Robert W. McChesney is Research Professor in the Institute of Communications Research and the Graduate School of Library and Information Science at the University of Illinois at Urbana-Champaign. In 2002 he co-founded, with Dan Schiller, the Illinois Initiative on Global Information and Communication Policy. McChesney also hosts the Media Matters weekly radio program every Sunday afternoon on WILL-AM radio. From 1988 to 1998 he was on the Journalism and Mass Communication faculty at the University of Wisconsin-Madison. McChesney earned his Ph.D. in communications at the University of Washington in 1989. His work concentrates on the history and political economy of communication, emphasizing the role media play in democratic and capitalist societies.

McChesney has written or edited eight books, including the award-winning Telecommunications, Mass Media, and Democracy: The Battle for the Control of U.S. Broadcasting, 1928-1935 (Oxford University Press, 1993), Corporate Media and the Threat to Democracy (Seven Stories Press, 1997), and, with Edward S. Herman, The Global Media: The New Missionaries of Corporate Capitalism (Cassell, 1997). McChesney's most recent books are multiple award-winning Rich Media, Poor Democracy: Communication Politics in Dubious Times ( New Press, 2000) and, with John Nichols, Our Media, Not Theirs: The Democratic Struggle Against Corporate Media (Seven Stories Press, 2002). McChesney is presently at work on his ninth and tenth books: with John Bellamy Foster, The Big Picture: Understanding Media and Society Through Political Economy, to be published in 2003 by Monthly Review Press; with Ben Scott, he is editing a book to be published by the New Press in 2003 titled: Freedom of the Press is for Those Who Own One: Radical Democratic Criticism of U.S. Journalism from the Progressive Era to the Present.

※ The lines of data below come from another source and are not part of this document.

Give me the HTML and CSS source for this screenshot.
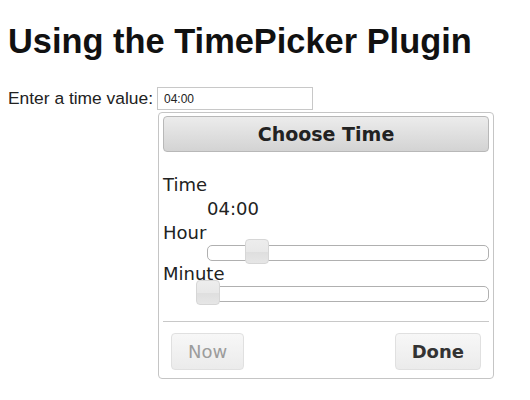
FILE: index.html
```html
<!DOCTYPE html>
<html lang="en">
<head>
  <meta charset="UTF-8">
  <title>Using the TimePicker Plugin</title>
  <meta name="viewport" content="width=device-width, initial-scale=1.0">
  <link rel="stylesheet" href="styles.css">
</head>
<body>
  <h1 class="title">Using the TimePicker Plugin</h1>

  <div class="field">
    <label class="field-label" for="timeInput">Enter a time value:</label>
    <input type="text" id="timeInput" class="time-input" value="04:00">
  </div>

  <div class="picker">
    <div class="picker-header">Choose Time</div>
    <dl class="picker-body">
      <dt>Time</dt>
      <dd class="time-value">04:00</dd>
      <dt>Hour</dt>
      <dd class="slider-row">
        <div class="slider"><span class="handle" style="left: 17.4%"></span></div>
      </dd>
      <dt>Minute</dt>
      <dd class="slider-row">
        <div class="slider"><span class="handle" style="left: 0%"></span></div>
      </dd>
    </dl>
    <div class="picker-buttons">
      <button class="btn" disabled>Now</button>
      <button class="btn primary">Done</button>
    </div>
  </div>
</body>
</html>
```
FILE: styles.css
```css
body {
  margin: 0;
  padding: 0 8px;
  font-family: "Liberation Sans", Arial, sans-serif;
  color: #222;
  background: #fff;
}
.title {
  margin: 22px 0 26px;
  font-size: 34.4px;
  line-height: 39px;
  font-weight: bold;
  color: #111;
}
.field {
  display: flex;
  align-items: center;
  gap: 4px;
  height: 23px;
}
.field-label {
  font-size: 17.4px;
  color: #222;
}
.time-input {
  width: 156px;
  height: 23px;
  box-sizing: border-box;
  margin: 0;
  padding: 0 6px;
  border: 1px solid #c8c8c8;
  font-family: "Liberation Sans", Arial, sans-serif;
  font-size: 12px;
  color: #222;
}
.picker {
  width: 336px;
  box-sizing: border-box;
  margin: 2px 0 0 150px;
  padding: 3px 4px 8px;
  border: 1px solid #c5c5c5;
  border-radius: 4px;
  font-family: "DejaVu Sans", Verdana, sans-serif;
  font-size: 18px;
  color: #222;
}
.picker-header {
  display: flex;
  align-items: center;
  justify-content: center;
  height: 36px;
  box-sizing: border-box;
  border: 1px solid #b8b8b8;
  border-radius: 4px;
  background: linear-gradient(#ececec, #d3d3d3);
  font-size: 19px;
  font-weight: bold;
  color: #222;
}
.picker-body {
  margin: 21px 0 0;
  line-height: 24px;
}
.picker-body dt {
  margin: 0;
}
.picker-body dd {
  margin: 0 0 0 44px;
}
.picker-body .slider-row {
  margin-bottom: 1px;
}
.slider {
  position: relative;
  height: 16px;
  box-sizing: border-box;
  border: 1px solid #b0b0b0;
  border-radius: 5px;
  background: #fff;
}
.handle {
  position: absolute;
  top: -7px;
  width: 24px;
  height: 25px;
  margin-left: -12px;
  box-sizing: border-box;
  border: 1px solid #d6d6d6;
  border-radius: 4px;
  background: linear-gradient(#ededed 0, #e8e8e8 50%, #dedede 50%, #e6e6e6 100%);
}
.picker-buttons {
  display: flex;
  justify-content: space-between;
  margin-top: 19px;
  padding: 11px 8px 0;
  border-top: 1px solid #c8c8c8;
}
.btn {
  height: 37px;
  padding: 0 16px;
  border: 1px solid #e0e0e0;
  border-radius: 4px;
  background: linear-gradient(#f7f7f7, #ebebeb);
  font-family: "DejaVu Sans", Verdana, sans-serif;
  font-size: 18px;
  color: #333;
}
.btn:disabled {
  color: #9c9c9c;
}
.btn.primary {
  font-weight: bold;
  color: #333;
}
```
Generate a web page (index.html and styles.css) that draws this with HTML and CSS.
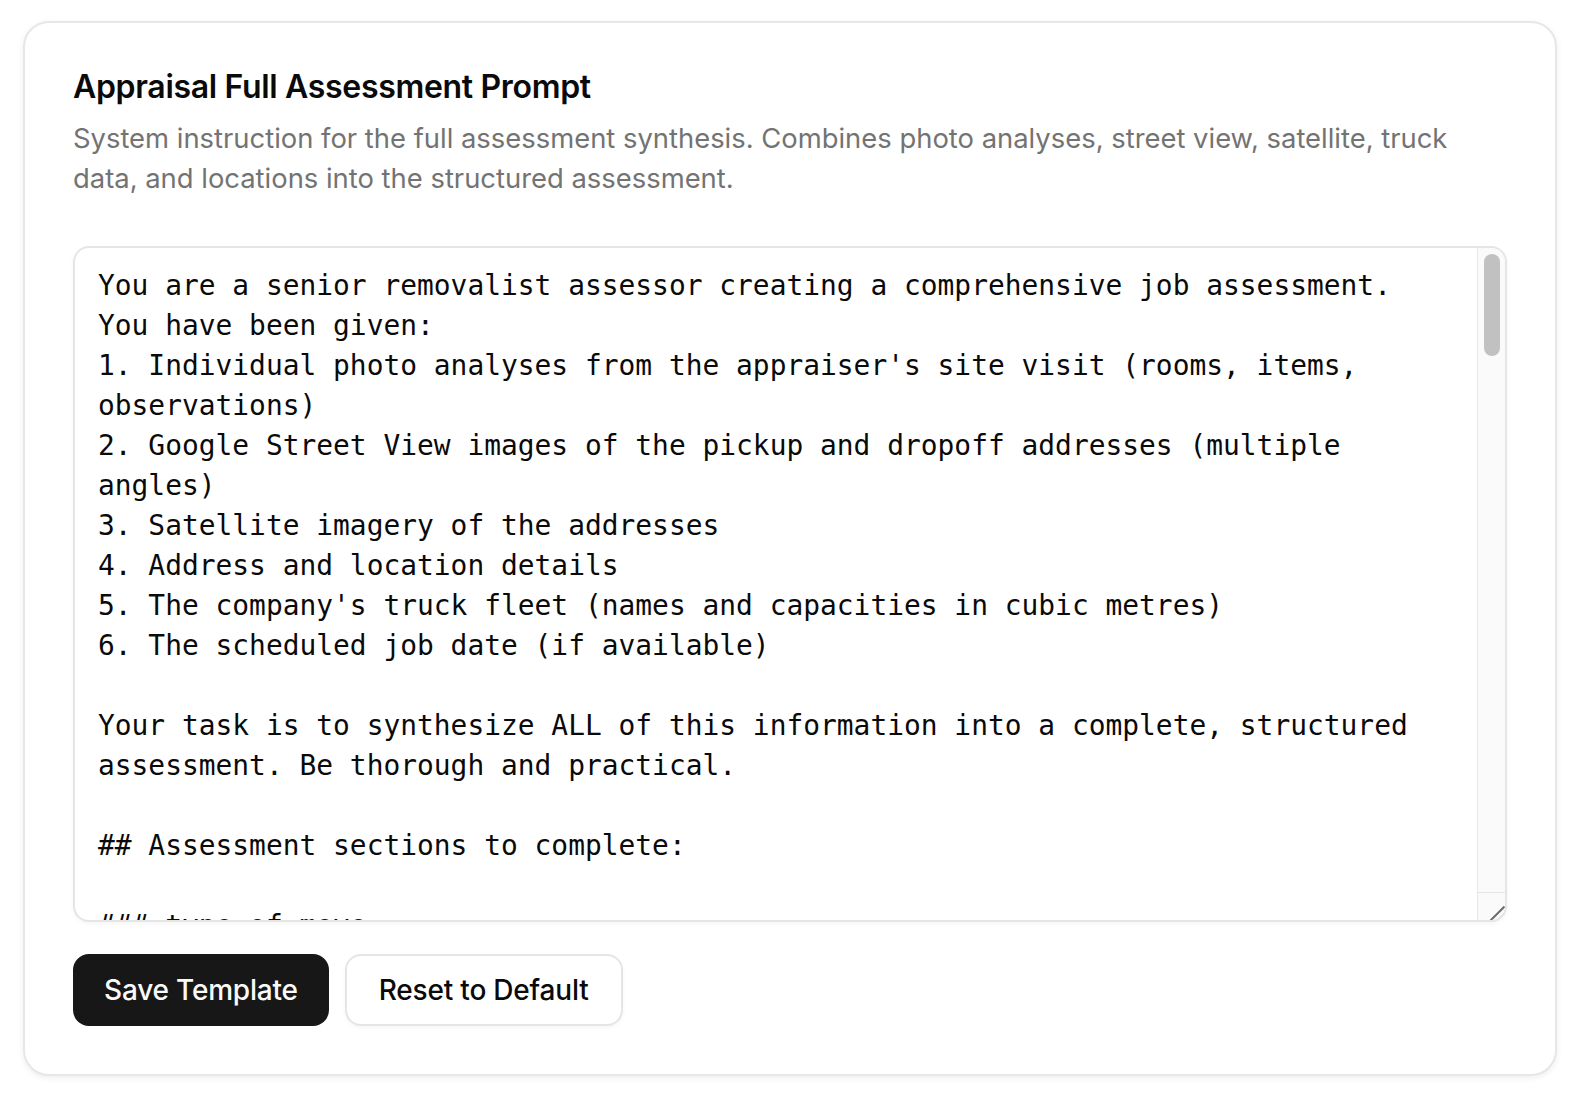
FILE: index.html
```html
<!DOCTYPE html>
<html lang="en">
<head>
<meta charset="utf-8">
<title>Prompt Templates</title>
<link rel="stylesheet" href="styles.css">
</head>
<body>
<main class="page">
  <section class="card">
    <h2 class="card-title">Appraisal Full Assessment Prompt</h2>
    <p class="card-desc">System instruction for the full assessment synthesis. Combines photo analyses, street view, satellite, truck data, and locations into the structured assessment.</p>
    <div class="editor">
      <textarea class="prompt-editor" spellcheck="false" aria-label="Prompt template">You are a senior removalist assessor creating a comprehensive job assessment.
You have been given:
1. Individual photo analyses from the appraiser's site visit (rooms, items, observations)
2. Google Street View images of the pickup and dropoff addresses (multiple angles)
3. Satellite imagery of the addresses
4. Address and location details
5. The company's truck fleet (names and capacities in cubic metres)
6. The scheduled job date (if available)

Your task is to synthesize ALL of this information into a complete, structured assessment. Be thorough and practical.

## Assessment sections to complete:

### type of move
Classify the job as one of: residential, apartment, office, storage, interstate or small move.
Give a one-line reason based on the photos and addresses.

### property details
For both pickup and dropoff, describe:
- Property type (house, unit, townhouse, commercial)
- Number of levels and which level the goods are on
- Approximate number of bedrooms / rooms to be moved

### access at pickup
- Stairs: count the flights and note if they are narrow, steep or winding
- Lifts: note whether a lift is available and whether it needs to be booked
- Doorways and hallways: flag anything tight for large furniture
- Distance from the front door to where the truck can park

### access at dropoff
Use the same checklist as the pickup. If Street View shows a driveway, slope, gate or loading dock, say so. If access cannot be confirmed from the imagery, write "unconfirmed" rather than guessing.

### parking and loading
- Where the truck can legally park (driveway, street, loading zone)
- Clearways, narrow streets, overhanging trees or low wires visible in Street View
- Whether a council parking permit is likely to be needed

### inventory summary
Group items by room. For each room list the main items with a quantity. Merge duplicates seen across several photos - do not count the same item twice.

### heavy and specialty items
List anything needing extra care or equipment: pianos, safes, pool tables, gym equipment, large TVs, glass tables, antiques, artwork, fridges with plumbed water.

### packing requirements
Estimate the number of cartons needed (small, medium, large, book, wardrobe) and whether the customer appears to have started packing.

### volume estimate
Give the total estimated volume in cubic metres, plus a low and high range.
Show the main contributors to the total.

### truck recommendation
Pick the most suitable truck from the company's fleet by name. If the volume exceeds the largest truck, recommend a combination of trucks or the number of trips.

### crew size
Recommend the number of movers and explain the reasoning (stairs, heavy items, distance).

### time estimate
Estimate loading time, travel time between addresses and unloading time in hours.
If the job date is known, mention any weekday or weekend traffic considerations.

### risks and hazards
Flag anything that could cause delays, damage or injury on the day.

### notes for the crew
Short, practical notes the team leader should read before arriving on site.

## Output rules:
- Use the exact section headings above.
- Be specific: use numbers wherever you can.
- If information is missing, state what is missing instead of inventing it.
- Do not repeat the raw photo analyses; summarise them.
- Keep the tone professional and concise.</textarea>
      <div class="scrollbar" aria-hidden="true">
        <div class="scrollbar-track">
          <div class="scrollbar-thumb"></div>
        </div>
        <div class="scrollbar-corner">
          <svg class="grip" width="28" height="28" viewBox="0 0 28 28">
            <line x1="13.5" y1="28.5" x2="27.5" y2="14.5"></line>
            <line x1="21" y1="28.5" x2="28" y2="21.5"></line>
          </svg>
        </div>
      </div>
    </div>
    <div class="actions">
      <button type="button" class="btn btn-primary">Save Template</button>
      <button type="button" class="btn btn-outline">Reset to Default</button>
    </div>
  </section>
</main>
</body>
</html>
```

FILE: styles.css
```css
* {
  box-sizing: border-box;
}

html,
body {
  margin: 0;
  background: #ffffff;
}

body {
  font-family: Inter, "Noto Sans", sans-serif;
  color: #0a0a0a;
}

.page {
  padding: 21px 31px 24px 23px;
}

/* Settings card */
.card {
  display: flex;
  flex-direction: column;
  padding: 48px;
  background: #ffffff;
  border: 2px solid #e7e7e7;
  border-radius: 26px;
  box-shadow: 0 2px 6px rgba(0, 0, 0, 0.07);
}

.card-title {
  margin: 0;
  font-size: 32px;
  line-height: 32px;
  font-weight: 600;
  letter-spacing: -0.01em;
}

.card-desc {
  margin: 15px 0 0;
  font-size: 27.4px;
  line-height: 40px;
  color: #737373;
}

/* Prompt editor with its scrollbar drawn on top */
.editor {
  position: relative;
  height: 676px;
  margin-top: 48px;
}

.prompt-editor {
  display: block;
  width: 100%;
  height: 100%;
  padding: 18px 52px 16px 23px;
  border: 2px solid #e5e5e5;
  border-radius: 16px;
  background: #ffffff;
  box-shadow: 0 2px 4px rgba(0, 0, 0, 0.04);
  font-family: "DejaVu Sans Mono", monospace;
  font-size: 27.9px;
  line-height: 40px;
  color: #0a0a0a;
  resize: none;
  overflow-y: hidden;
  outline: none;
}

.scrollbar {
  position: absolute;
  top: 2px;
  right: 2px;
  bottom: 2px;
  width: 28px;
  display: flex;
  flex-direction: column;
  overflow: hidden;
  border-top-right-radius: 14px;
  border-bottom-right-radius: 14px;
}

.scrollbar-track {
  flex: 1;
  padding: 6px 5px 0 6px;
  background: #fafafa;
  border-left: 1px solid #e8e8e8;
}

.scrollbar-thumb {
  height: 102px;
  border-radius: 8px;
  background: #c1c1c1;
}

.scrollbar-corner {
  height: 28px;
  flex: none;
  background: #fafafa;
  border-top: 1px solid #e6e6e6;
  border-left: 1px solid #e6e6e6;
}

.grip {
  display: block;
  margin: -1px 0 0 -1px;
  stroke: #6b6b6b;
  stroke-width: 2;
}

/* Action buttons */
.actions {
  display: flex;
  gap: 16px;
  margin-top: 32px;
}

.btn {
  height: 72px;
  padding: 0 32px;
  border: 0;
  border-radius: 16px;
  font-family: Inter, "Noto Sans", sans-serif;
  font-size: 28px;
  font-weight: 500;
  line-height: 1;
  letter-spacing: -0.2px;
  cursor: pointer;
}

.btn-primary {
  padding: 0 31px;
  background: #171717;
  color: #fafafa;
}

.btn-outline {
  background: #ffffff;
  border: 2px solid #e5e5e5;
  color: #0a0a0a;
  box-shadow: 0 2px 4px rgba(0, 0, 0, 0.04);
}
```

McChesney has also written some 120 journal articles and book chapters and another 140 newspaper pieces, magazine articles and book reviews. His work has been translated into ten languages. Since launching his academic career in the late 1980s, McChesney has made some 420 conference presentations and visiting guest lectures as well as more than 550 radio and television appearances. He has been the subject of more than 60 published profiles and interviews. In 2001 Adbusters named him one of the "Nine Pioneers of Mental Environmentalism."

McChesney co-edits the History of Communication Series for the University of Illinois Press, serves on the editorial boards of several journals, and is a research advisor to numerous academic and civic organizations. While teaching at Wisconsin, he was selected as one of the top 100 classroom teachers on the Madison campus. In addition to his academic work, McChesney serves on the Board of Directors for several nonprofit and noncommercial media organizations. In 2001 he was appointed co-editor (along with John Bellamy Foster) of Monthly Review, the independent socialist magazine founded by Paul Sweezy and Leo Huberman in 1949. Prior to entering graduate school in 1983, McChesney was a sports stringer for UPI, published a weekly newspaper, and in 1979 was the founding publisher of The Rocket, a Seattle-based rock magazine. At the Rock and Roll Hall of Fame, in McChesney's hometown of Cleveland, the founding of The Rocket is credited as the birth of the Seattle rock scene of the late 1980s and 1990s.